Mr. Giuliani has asked Mr. Trump’s campaign to pay him $20,000 a day for his work on trying to overturn the election, a figure that would make him among the most highly paid lawyers in the world. The staggering sum has stirred opposition among Mr. Trump’s aides who worry that Mr. Giuliani has perpetuated the claims of election fraud in hopes of making as much money as possible.

Mr. Giuliani has expressed concern that any federal investigations of his conduct that appear to have been dormant under the Trump administration could be revived in a Biden administration, according to people who have spoken to him.

Legal experts say that if Mr. Trump wants to fully protect Mr. Giuliani from prosecution after he leaves office, the president would most likely have to detail in the language of the pardon what crimes he believed Mr. Giuliani had committed.

Federal prosecutors in Manhattan have since 2019 been investigating the role of Mr. Giuliani and two other associates in a wide-ranging pressure campaign directed at pushing the Ukrainian government to investigate Mr. Trump’s rivals, namely Mr. Biden’s son Hunter Biden.

The two Giuliani associates — Lev Parnas and Igor Fruman — were arrested in October 2019 as they prepared to board a flight from Washington to Frankfurt with one-way tickets. They were charged with violating campaign finance laws as part of a complex scheme to undermine the former American ambassador in Ukraine, Marie L. Yovanovitch, who Mr. Giuliani and Mr. Trump believed should have been doing more to pressure the Ukrainians.

Prosecutors in Manhattan continued to investigate Mr. Giuliani’s role in the scheme over the past year, focusing on whether he was, in pushing to oust Ms. Yovanovitch, essentially double dipping: working not only for Mr.
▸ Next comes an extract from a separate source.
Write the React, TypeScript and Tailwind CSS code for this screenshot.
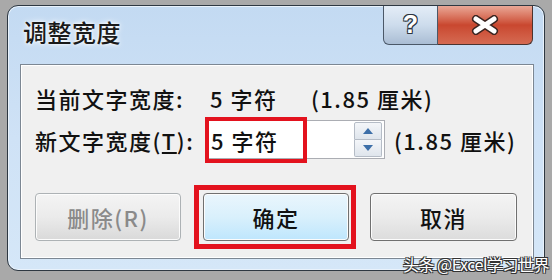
import React from "react";

const font = { fontFamily: '"Noto Sans CJK SC", "Noto Sans", sans-serif' };

function Btn({ children, className = "", textClass = "" }: { children: React.ReactNode; className?: string; textClass?: string }) {
  return (
    <div
      className={`flex items-center justify-center h-[48px] rounded-[4px] border border-[#707070] shadow-[inset_0_0_0_1px_#fcfcfc] ${className}`}
    >
      <span className={`text-[22px] leading-none tracking-[1.5px] font-medium ${textClass}`}>{children}</span>
    </div>
  );
}

export default function App() {
  return (
    <div className="w-[552px] h-[280px] bg-[#a9a9a9] pt-[5px] pl-[7px] overflow-hidden relative" style={font}>
      <div className="w-[538px] h-[266px] rounded-[11px] border border-[#2e3842] bg-gradient-to-b from-[#c3daf2] via-[#cfe2f6] to-[#d5e7f8] shadow-[inset_0_0_0_1px_#e9f2fb] flex flex-col">
        {/* title bar */}
        <div className="flex justify-between h-[58px]">
          <div className="pl-[15px] pt-[14px] text-[24px] leading-none font-medium text-[#1a1a1a] tracking-[0.5px] [text-shadow:0_0_6px_#ffffff,0_0_3px_#ffffff]">
            调整宽度
          </div>
          <div className="flex mr-[11px] h-[39px]">
            <div className="w-[55px] h-full border border-t-0 border-[#4b5868] rounded-bl-[6px] bg-gradient-to-b from-[#e4edf7] via-[#cddcec] to-[#aabdd4] flex items-center justify-center">
              <span className="text-[25px] font-bold leading-none text-white [text-shadow:0_0_1px_#2c3440,1px_1px_0_#2c3440,-1px_-1px_0_#2c3440,1px_-1px_0_#2c3440,-1px_1px_0_#2c3440] mt-[-2px]" style={{ fontFamily: '"Liberation Sans", sans-serif' }}>
                ?
              </span>
            </div>
            <div className="w-[95px] h-full border border-l-0 border-t-0 border-[#4b3430] rounded-br-[6px] bg-gradient-to-b from-[#e9a796] via-[#c9472f] to-[#d56a52] flex items-center justify-center">
              <svg width="28" height="20" viewBox="0 0 28 20">
                <path d="M5 4 L23 16 M23 4 L5 16" stroke="#3b2420" strokeWidth="8" strokeLinecap="round" />
                <path d="M5 4 L23 16 M23 4 L5 16" stroke="#ffffff" strokeWidth="5" strokeLinecap="round" />
              </svg>
            </div>
          </div>
        </div>
        {/* panel */}
        <div className="ml-[12px] w-[514px] h-[195px] border border-[#7c8793] bg-[#f0f0f0] shadow-[inset_0_0_0_1px_#ffffff] pt-[13px] text-[#111]">
          <div className="flex items-center h-[39px] text-[22px] leading-none tracking-[1.5px] font-medium">
            <span className="w-[189px] pl-[14px]">当前文字宽度:</span>
            <span className="w-[101px]">5 字符</span>
            <span>(1.85 厘米)</span>
          </div>
          <div className="flex items-center h-[45px] text-[22px] leading-none tracking-[1.5px] font-medium">
            <span className="w-[186px] pl-[14px]">新文字宽度(<span className="underline underline-offset-2">T</span>):</span>
            <div className="relative w-[178px] h-[39px] border border-[#abadb3] bg-white flex items-center justify-between">
              <span className="pl-[3px]">5 字符</span>
              <div className="flex flex-col mr-[2px] w-[28px] h-[35px]">
                <div className="flex-1 border border-[#b5bcc6] rounded-t-[2px] bg-gradient-to-b from-[#f4f6f9] to-[#dfe5ec] flex items-center justify-center">
                  <svg width="10" height="6" viewBox="0 0 10 6"><path d="M0 6 L5 0 L10 6 Z" fill="#3d6fa8" /></svg>
                </div>
                <div className="flex-1 border border-t-0 border-[#b5bcc6] rounded-b-[2px] bg-gradient-to-b from-[#f4f6f9] to-[#dfe5ec] flex items-center justify-center">
                  <svg width="10" height="6" viewBox="0 0 10 6"><path d="M0 0 L10 0 L5 6 Z" fill="#3d6fa8" /></svg>
                </div>
              </div>
              <div className="absolute left-[-3px] top-[-4px] w-[102px] h-[46px] border-[4px] border-[#e3121e]" />
            </div>
            <span className="ml-[9px]">(1.85 厘米)</span>
          </div>
          <div className="flex mt-[31px]">
            <Btn className="ml-[14px] w-[146px] bg-gradient-to-b from-[#f4f4f4] via-[#ebebeb] to-[#d9d9d9] border-[#adb2b5]" textClass="text-[#8a8a8a]">
              删除(R)
            </Btn>
            <div className="relative ml-[22px]">
              <Btn className="w-[146px] border-[#3c7fb1] bg-gradient-to-b from-[#eaf6fd] via-[#d9f0fc] to-[#bee6fd]" textClass="text-[#111]">
                确定
              </Btn>
              <div className="absolute left-[-9px] top-[-8px] w-[162px] h-[64px] border-[5px] border-[#e3121e]" />
            </div>
            <Btn className="ml-[21px] w-[147px] bg-gradient-to-b from-[#f4f4f4] via-[#ebebeb] to-[#dcdcdc]" textClass="text-[#111]">
              取消
            </Btn>
          </div>
        </div>
      </div>
      <div className="absolute left-[403px] top-[256px] text-[16px] leading-none text-white tracking-[-0.5px] [text-shadow:1px_1px_0_#333,-1px_-1px_0_#333,1px_-1px_0_#333,-1px_1px_0_#333]">
        头条 @Excel学习世界
      </div>
    </div>
  );
}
Trump but also for Ukrainian officials who wanted the ambassador gone for their own reasons, according to people briefed on the matter.

It is a federal crime to try to influence the United States government at the request or direction of a foreign official without disclosing their involvement. Mr. Giuliani has said that he did nothing wrong and that he did not register as a foreign agent because he was acting on behalf of Mr. Trump, not any Ukrainians.

Even as Mr. Trump maintains that the election was stolen and files lawsuits aimed at delaying its certification, his White House is preparing for the final stages of his presidency. The end of any administration typically prompts a wave of pardons, particularly when a term has been engulfed in controversy like Mr. Trump’s, in which several people close to him became ensnared in federal investigations.

“The pardon power has been used by many presidents in politically self-serving ways, whether it was George H.W. Bush or Clinton,” said Jack L. Goldsmith, a professor at Harvard Law School, citing how Mr. Bush pardoned six of his associates — including the former Defense Secretary Caspar W. Weinberger — for their role in the Iran-contra affair.

“Politically, a pardon of Giuliani would be explosive,” Mr. Goldsmith added, “but pardoning pals has been done before.”

Under previous administrations, presidents have largely granted pardons after they have gone through a formal review process at the Justice Department, where lawyers examined the convictions, discussed the ramifications of a potential pardon with prosecutors and then provided the White House with recommendations on how to proceed. On several occasions, Mr. Trump has gone against the Justice Department’s recommendations and the advice of his own White House advisers, granting pardons to political allies and celebrities.

When presidents have deviated from that process, scandals have occasionally occurred, especially after pardons in the last days of an administration. On the final day of Bill Clinton’s presidency, he granted a pardon to Marc Rich, a wealthy financier and longtime Democratic donor who was considered a fugitive as he had fled the United States to avoid tax charges.

Prosecutors in Manhattan investigated whether the pardon had been part of a quid pro quo, but no one was ever charged. At the time, Mr. Giuliani, who had helped bring criminal charges against Mr. Rich years earlier as a federal prosecutor, was deeply critical of the move, calling it “a disgrace” and declaring it “a midnight pardon.”